You're also brilliant. I think your biggest milestone this month was learning to smile. There's no better reason for getting out of bed than to say good morning to you and see your little face light up with that goofy, gummy, grin when you see me again after a long sleep. Your Daddy can't wait to see you when he comes home from work, too. Your favorite is the "Leg Game", where he wiggles your legs back and forth while singing a little song, and you make delighted faces and gurgle at him. I'm amazed how quickly you learned to love us and how much you enjoy just sitting in our laps as we chat with you. You can even follow us around the room with your eyes, and I'm pretty sure you finally figured out that the dog is a living breathing thing. I can't blame you for taking two months to pick up on his existence; he doesn't move much. You also love to talk with us, and you make all sorts of insanely adorable coos and gurgles as you tell us all about what's going on in your baby world. Honestly, I think that I'd be okay with you sticking with that level of "speech". At least then you'll never learn to talk back.

Your eyesight has improved immensely, too. Right now, you're particularly fascinated with the necklace I've been wearing. You spend at least 20 minutes every day contentedly transfixed by it, and I've promised to give it to you when you're older. It's enough to make a Mama cry thinking about how I'll give it to you and tell you all about how I used to hold you for hours and we'd just gaze at each other, and you'd stare and stare at that necklace and make me laugh. And, being a teenager, you'll probably roll your eyes and say, "Whatever." It's so hard for me to believe that someday I won't need to sit next to you, ready to catch you if you start to tip over or if your neck gets tired from holding your sweet little head up. It's probably a good thing; it'd be a little awkward by the time you're in college.

At least for now you're still snuggled up against my chest, your favorite place to nap. And if, after a big weekend at college, you do need someone to hold your head up during your 9 am Intro to Philosophy class, give me a call. I'll always be there for you, little one. You'll always be my baby.

Love,
Mom

Saturday, November 14, 2009

But what about the Polar Bears??

I found out today that I've been a terrible parent. It's not just the beatings, either. Ever since we got the whole nursing thing down, I've sometimes been WATCHING TV while I feed her. I'm expecting a knock on the door from the authorities shortly after I post this, because HOW COULD I? I just found out that because she's been hearing the sweet sounds of The Golden Girls and Lost, I have not only ruined her chances at getting into Stanford (although that went out the window that time when she was a week old and we were struggling with nursing her and I gave her two ounces of *gasp* formula) but am almost certainly raising a serial killer.

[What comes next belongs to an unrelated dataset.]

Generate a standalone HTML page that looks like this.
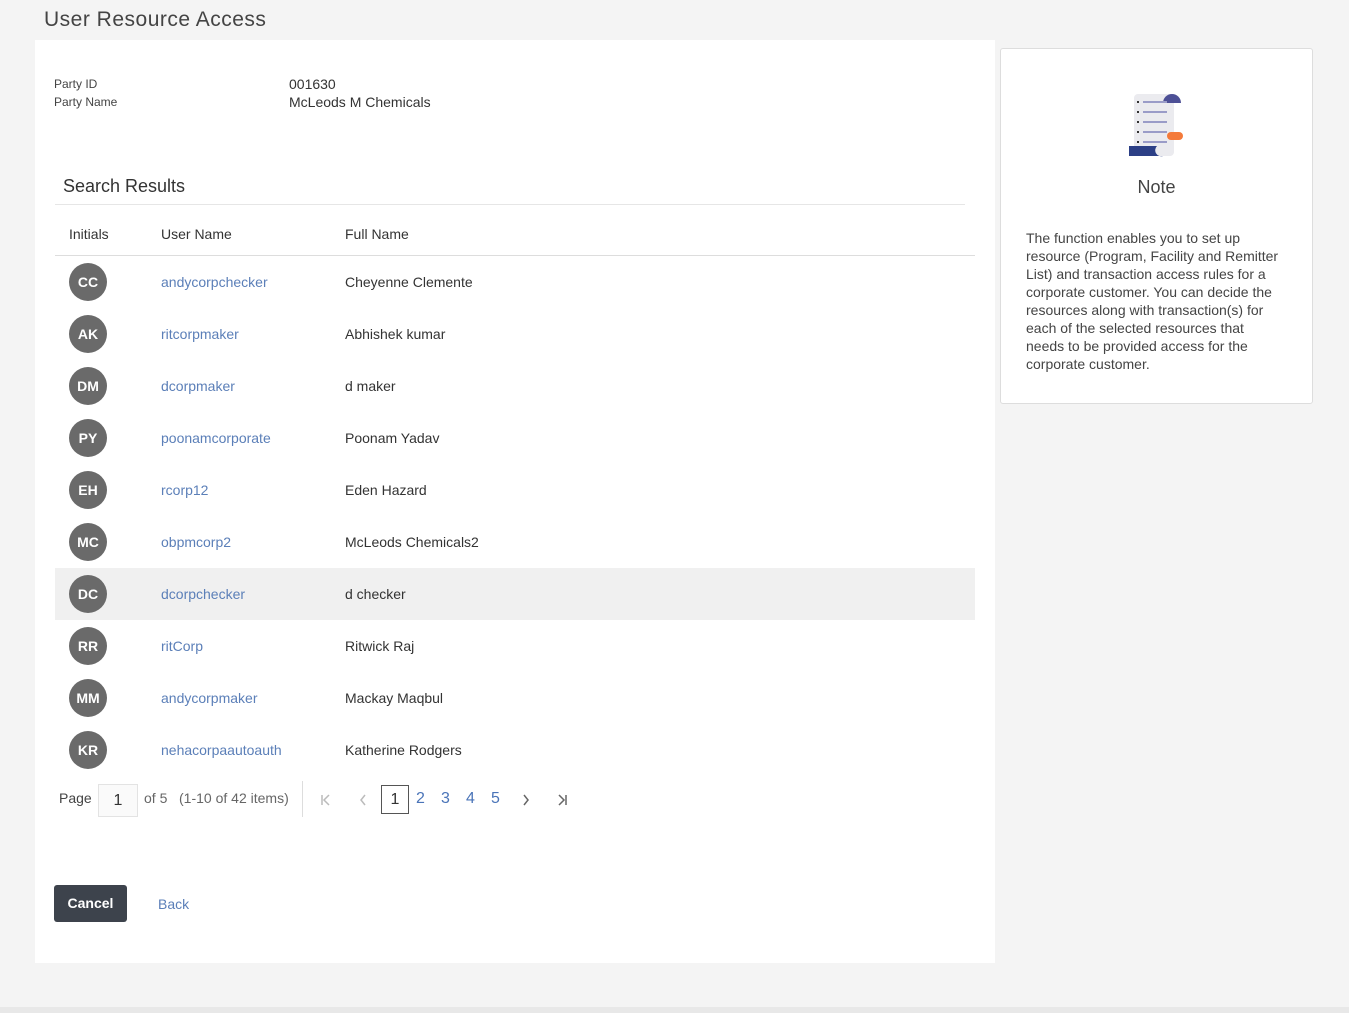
<!DOCTYPE html>
<html><head><style>
body{margin:0;width:1366px;height:1013px;background:#f4f4f4;font-family:"Liberation Sans",sans-serif;position:relative;overflow:hidden;color:#333}
.a{position:absolute}
h1{position:absolute;left:44px;top:8px;margin:0;font-weight:normal;font-size:21px;letter-spacing:0.5px;color:#444}
.main{left:35px;top:40px;width:960px;height:923px;background:#fff}
.lbl{font-size:12px;color:#444}
.val{font-size:14px;color:#333}
.row{position:absolute;left:55px;width:920px;height:52px;font-size:14px}
.av{position:absolute;left:14px;top:7px;width:38px;height:38px;border-radius:50%;background:#6a6a6a;color:#fff;font-size:14px;font-weight:bold;text-align:center;line-height:38px}
.un{position:absolute;left:106px;top:18px;color:#5b7fb8}
.fn{position:absolute;left:290px;top:18px;color:#333}
.note{left:1000px;top:48px;width:311px;height:354px;background:#fff;border:1px solid #ddd;border-radius:3px}
</style></head><body>
<h1>User Resource Access</h1>
<div class="a main"></div>
<div class="a lbl" style="left:54px;top:77px">Party ID</div>
<div class="a lbl" style="left:54px;top:95px">Party Name</div>
<div class="a val" style="left:289px;top:76px">001630</div>
<div class="a val" style="left:289px;top:94px">McLeods M Chemicals</div>
<div class="a" style="left:63px;top:176px;font-size:18px;color:#333">Search Results</div>
<div class="a" style="left:55px;top:204px;width:910px;height:1px;background:#e6e6e6"></div>
<div class="a" style="left:69px;top:226px;font-size:14px">Initials</div>
<div class="a" style="left:161px;top:226px;font-size:14px">User Name</div>
<div class="a" style="left:345px;top:226px;font-size:14px">Full Name</div>
<div class="a" style="left:55px;top:255px;width:920px;height:1px;background:#ddd"></div>
<div class="row" style="top:256px"><div class="av">CC</div><div class="un">andycorpchecker</div><div class="fn">Cheyenne Clemente</div></div>
<div class="row" style="top:308px"><div class="av">AK</div><div class="un">ritcorpmaker</div><div class="fn">Abhishek kumar</div></div>
<div class="row" style="top:360px"><div class="av">DM</div><div class="un">dcorpmaker</div><div class="fn">d maker</div></div>
<div class="row" style="top:412px"><div class="av">PY</div><div class="un">poonamcorporate</div><div class="fn">Poonam Yadav</div></div>
<div class="row" style="top:464px"><div class="av">EH</div><div class="un">rcorp12</div><div class="fn">Eden Hazard</div></div>
<div class="row" style="top:516px"><div class="av">MC</div><div class="un">obpmcorp2</div><div class="fn">McLeods Chemicals2</div></div>
<div class="row" style="top:568px;background:#f0f0f0"><div class="av">DC</div><div class="un">dcorpchecker</div><div class="fn">d checker</div></div>
<div class="row" style="top:620px"><div class="av">RR</div><div class="un">ritCorp</div><div class="fn">Ritwick Raj</div></div>
<div class="row" style="top:672px"><div class="av">MM</div><div class="un">andycorpmaker</div><div class="fn">Mackay Maqbul</div></div>
<div class="row" style="top:724px"><div class="av">KR</div><div class="un">nehacorpaautoauth</div><div class="fn">Katherine Rodgers</div></div>
<div class="a" style="left:59px;top:790px;font-size:14px;color:#444">Page</div>
<div class="a" style="left:98px;top:784px;width:38px;height:31px;border:1px solid #e3e3e3;background:#fafafa;font-size:16px;text-align:center;line-height:31px">1</div>
<div class="a" style="left:144px;top:790px;font-size:14px;color:#666">of 5 &nbsp;&nbsp;(1-10 of 42 items)</div>
<div class="a" style="left:302px;top:781px;width:1px;height:36px;background:#ddd"></div>
<svg class="a" style="left:320px;top:794px" width="10" height="12"><path d="M2 1v10M9 1L4 6l5 5" stroke="#bbb" stroke-width="1.5" fill="none"/></svg>
<svg class="a" style="left:359px;top:794px" width="8" height="12"><path d="M6 1L2 6l4 5" stroke="#bbb" stroke-width="1.5" fill="none"/></svg>
<div class="a" style="left:381px;top:785px;width:26px;height:27px;border:1px solid #555;font-size:16px;text-align:center;line-height:27px">1</div>
<div class="a" style="left:416px;top:790px;font-size:16px;color:#4a74b8">2</div>
<div class="a" style="left:441px;top:790px;font-size:16px;color:#4a74b8">3</div>
<div class="a" style="left:466px;top:790px;font-size:16px;color:#4a74b8">4</div>
<div class="a" style="left:491px;top:790px;font-size:16px;color:#4a74b8">5</div>
<svg class="a" style="left:522px;top:794px" width="8" height="12"><path d="M2 1l4 5-4 5" stroke="#666" stroke-width="1.5" fill="none"/></svg>
<svg class="a" style="left:558px;top:794px" width="10" height="12"><path d="M1 1l5 5-5 5M8 1v10" stroke="#666" stroke-width="1.5" fill="none"/></svg>
<div class="a" style="left:54px;top:885px;width:73px;height:37px;background:#3d434c;border-radius:3px;color:#fff;font-size:14px;font-weight:bold;text-align:center;line-height:37px">Cancel</div>
<div class="a" style="left:158px;top:896px;font-size:14px;color:#5b7fb8">Back</div>
<div class="a note"></div>
<svg class="a" style="left:1126px;top:92px" width="60" height="68" viewBox="0 0 60 68">
<rect x="8" y="2" width="40" height="62" rx="4" fill="#ebebef"/>
<path d="M46 2a9 9 0 0 1 9 9h-18a9 9 0 0 1 9-9z" fill="#4d5096"/>
<g fill="#9a9cc8"><rect x="17" y="9" width="24" height="2"/><rect x="17" y="19" width="24" height="2"/><rect x="17" y="29" width="24" height="2"/><rect x="17" y="39" width="24" height="2"/><rect x="17" y="49" width="24" height="2"/></g>
<g fill="#333"><rect x="11" y="9" width="2" height="2"/><rect x="11" y="19" width="2" height="2"/><rect x="11" y="29" width="2" height="2"/><rect x="11" y="39" width="2" height="2"/><rect x="11" y="49" width="2" height="2"/></g>
<rect x="41" y="40" width="16" height="8" rx="4" fill="#f47a3a"/>
<path d="M3 54h28a6 6 0 0 0 6 10H3z" fill="#2c3f86"/>
</svg>
<div class="a" style="left:1000px;top:177px;width:313px;text-align:center;font-size:18px;color:#444">Note</div>
<div class="a" style="left:1026px;top:229px;width:256px;font-size:14px;line-height:18px;color:#444">The function enables you to set up resource (Program, Facility and Remitter List) and transaction access rules for a corporate customer. You can decide the resources along with transaction(s) for each of the selected resources that needs to be provided access for the corporate customer.</div>
<div class="a" style="left:1349px;top:0;width:17px;height:1013px;background:#fff"></div>
<div class="a" style="left:0;top:1007px;width:1349px;height:6px;background:#e8e8e8"></div>
</body></html>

I know that I'm supposed to be talking to her all the time, ideally in Mandarin and Spanish to get her a head start, and I really do try to stimulate her all day when she's up. We look at colorful toys, and I even read to her already. We still haven't quite made it all the way through Pat the Bunny without her losing interest, but I'm trying! We do tummy time, and standing time, and singing and dancing in the kitchen time. (There will be no videos of the singing and dancing in the kitchen time. Sorry if your hopes have been dashed.) But honestly, after 5 days a week of doing these, um, fascinating activities, Sweet Baby Jesus, I just want to look at adults and hear them speak! I don't even care that they're not real, they're having conversations. With each other!

Oh well. Maybe when she's in college.

Monday, November 9, 2009

Champion Hula-Hooper?

Here is a little video proving that little Miss Evelyn is on her way to standing on her own two feet in this world. They just need to be a little bit farther apart, and the knees need to get less rickety. But she can be proud and hold her head up high! Most of the time anyway...


Monday, November 2, 2009

Blessed, blessed sleep.

I don't know what I did in a past life to deserve this, but we have the easiest baby in the history of babies. It's not like I've had a bunch of other kids to compare, but so many people scared me so thoroughly about how little sleep I'd get for months that I keep compulsively Googling "my baby is awesome and sleeps for 7 hours at a time even though she's only 7 weeks how do I know if my husband secretly sold her soul to the devil to achieve this." (You'd be surprised, but you get some relevant hits.)

But it's true; she's not quite 8 weeks old and she's already regularly sleeping for 6 and even 7 hours at a time. At night, no less! This means (drumroll, please) that I get to sleep for 6 hours at a time during the hours when most other adults are asleep. Let's just say that if called upon to say Grace at Thanksgiving dinner, I've got about a 45 minute speech prepared. She is also a fantastic napper. During today's nap I: put a load of laundry in, peeled and chopped all my vegetables for dinner, ate hot stuff for lunch, and am now goofing around and blogging. I could even read my book for a while if I want to! I'm pretty sure Alex did sell her soul, but you know, it's probably worth it. Or maybe it's the whiskey we've been giving her? Just kidding! We're only giving her beer. No hard stuff until she's at least a year old.

Honestly though, for those parents out there who might actually want to try to replicate this phenomenon, I think it's partly because we swaddle the bejeezus out of her. I know everyone swaddles, but we SWADDLE. If her swaddles were in the wash, I'd wrap her up in duct tape. We're new to the swaddle products, because we were trying to use blankets at first. We were both awful at it though, and why struggle with getting a tight swaddle in the middle of the night when there are fairly inexpensive products that stay snug even if you stink at wrapping babies? Right now, we're using the Kiddopotamus Swaddleme, but she's almost outgrown the one we have and can kick her legs out, which wakes her up. I just ordered the Miracle Blanket, which is more expensive, but according to the reviews gives a super tight swaddle even for bigger, wriggly babies.

And who doesn't love the word swaddle? It sounds like cute sleepy ducklings. Swaddle swaddle swaddle! Swaddle!